Es de noche y me encuentro bajo la influencia
de las estrellas mágicas que me ciegan, que me acaban de trasladar de nuevo a
aquel 20 de julio de 1989, fecha en la que la nave estadounidense Apolo XI alcanza
sus objetivos, para que 24 horas después, Aldrin y Armstrong comiencen a dar
sus primeros brincos sobre la superficie selenita, mientras que Collins se queda
al frente del módulo de mando. “Ha sido un pequeño paso para el hombre, un gran
salto para la humanidad”, dice Neil Armstrong, que fue el primero en abrir la
puerta de la nave.
Entonces era un
adolescente con vocación inamovible de periodista que quería ser como Hermida, sintiendo
también la pasión de un enamorado del deporte y de la aventura; vamos, una
época, un tiempo de mi vida, en la que la imaginación no me faltaba ni antes ni
ahora, por lo que gozaba de todos los ingredientes para fantasear. De esta
manera disponía de los aires suficientes que me permitían y me permiten ser un comunicador al que le gustan los toques
que repartan sus gotas de humor, a veces ácido. También puedo asegurar que desde
mi tierna infancia (aunque no tan tierno todavía estoy en ella) he ido
asimilando a Emilio Salgari, a un Julio Verne fantástico que sigue
transmitiéndome un entusiasmo tal, que independientemente de la calidad permite
que por poco lucido que esté, mi cerebro nunca se halle en estado plano,
exceptuando alguna laguna.
Recuerdo que
cuando leí por primera vez “De la tierra a la luna” y posteriormente vi la
película muda en blanco y negro, con sus aires dosificados entre científicos y
satíricos, disfruté intensamente soltando para mis adentros y a veces también
por fuera, risas y miedos, según el momento. ¿Pero tenía tales contrastes el
astro selenita? Cada vez, cada año o cuando me place, me imagino vertientes
distintas capaces de hacer dudar de una salud mental que se sale de órbita. Puedo estar en la nave Apolo XI y ocupar los
espacios que fueron hogar de los tres astronautas anteriormente mencionados. Eso
es verdad, que cuando viajé a
Washington, me sentí el hombre más feliz de la tierra al visitar el Museo
Aeronáutico de los Estados Unidos. Subí
a la cabina del Apolo y comencé a deambular por una especie de misterioso éter
que avivó intensamente mi imaginación haciéndome disfrutar como un compañero
más de mis héroes; solo que no estaba allí Jesús Hermida para narrar mis incidencias.

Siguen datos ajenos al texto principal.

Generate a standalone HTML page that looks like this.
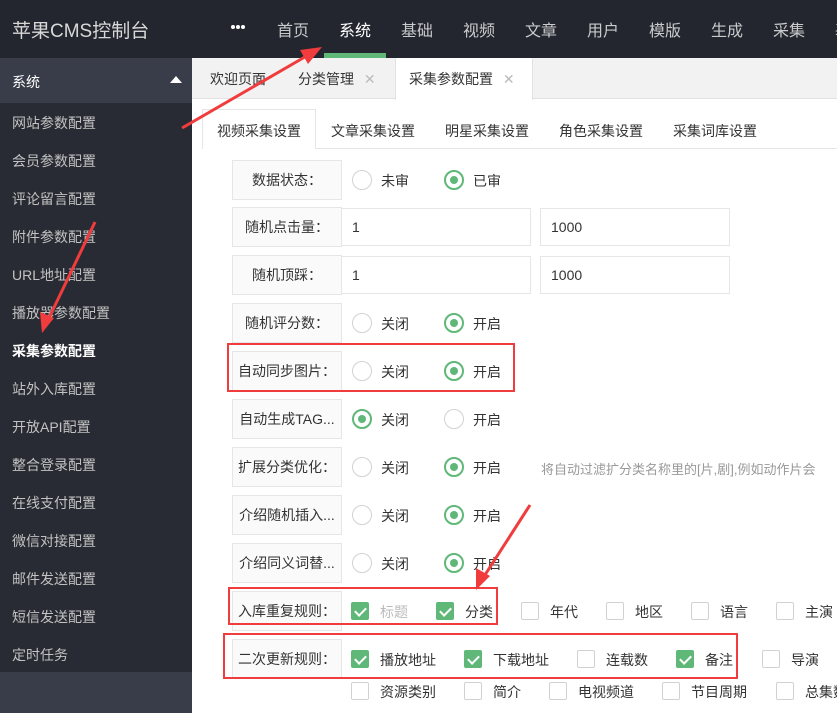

Algún día les hablaré más de tres personas que hicieron historia.
¿Qué dónde me
encuentro ahora? Está muy claro. Desde que descubrí la luna me uní a un mundo
fantástico que a veces luce con intensidad en una especie de movimiento
continuo, pero con saltos de tales dimensiones que sacan a uno de órbita y
luego tarda una eternidad en volver.
Tengo la suerte
de contar con la dulce Blanca entre mis amistades más entrañables e
imaginativas. Está casi tan averiada como yo, pero con la belleza interna e igualmente
la externa de una musa que se transforma en una inspiración continua. Unas
veces ella y otras yo, nos llamamos a con los móviles a través de la operadora
Seleniaphone, con una excelente cobertura. En estos momentos me encuentro
rememorando, y buceo por el cerebro de Julito Verne. “¡Qué grande eres,
Julio!”, digo gritando, de tal forma que se me oye hasta en Marte. Es que como
me hallo sentado en la boca de un pequeño cráter y allí se está bien calentito,
no se puede pasar frío a pesar de que el sol no calienta, y ello favorece que servidor
de ustedes y mío entre por unos minutos en un estado letárgico. Repentinamente
y ante mi asombro, un cohete terrestre se incrusta en uno de los pequeños
cráteres que se asemeja al impacto en un ojo que deja tuerta a la luna,
mientras que con mi vista trataba de localizar a alguna selenita hechicera.
Entonces suena mi teléfono a todo volumen con lo del “toro enamorado de la luna
y lalara, lalará y…” ¿Qué voz aparece que es toda poesía? La de Blanca la
fantástica: “Gabino, Gabinito, eres un tarado al que hace mucho que no
escuchaba, ¿dónde te encuentras?” “Pues como siempre –respondo-, en la luna, no
en la de Valencia, que en estos momentos ilumina las pirámides de Egipto”. “Debemos estar muy cerca, porque desde aquí veo
Sicilia y gozo de la compañía de un lunático con una nariz tan larga que parece
un trombón de varas. Y lo malo es que quiere darme un concierto, dice que
romántico. ¿Qué hago con él?” Antes de contestarle le pregunto por las
selenitas y me dice que ellas no tienen trombón. Yo no entiendo nada, y a ella
no se le ocurre mas que soltar una risa maléfica en ese tono tan suyo y me contesta
eso de “¿en qué estarás pensando, pedazo de cenutrio? Como sigas por esa
dirección se lo contaré a Jimena, que tampoco se enfadará si le digo que hemos
estado juntos en la luna lunera cascabelera. Dirá lo que decimos todas: “¡Ay
estos hombres. En el fondo son unos infelices fáciles de engañar.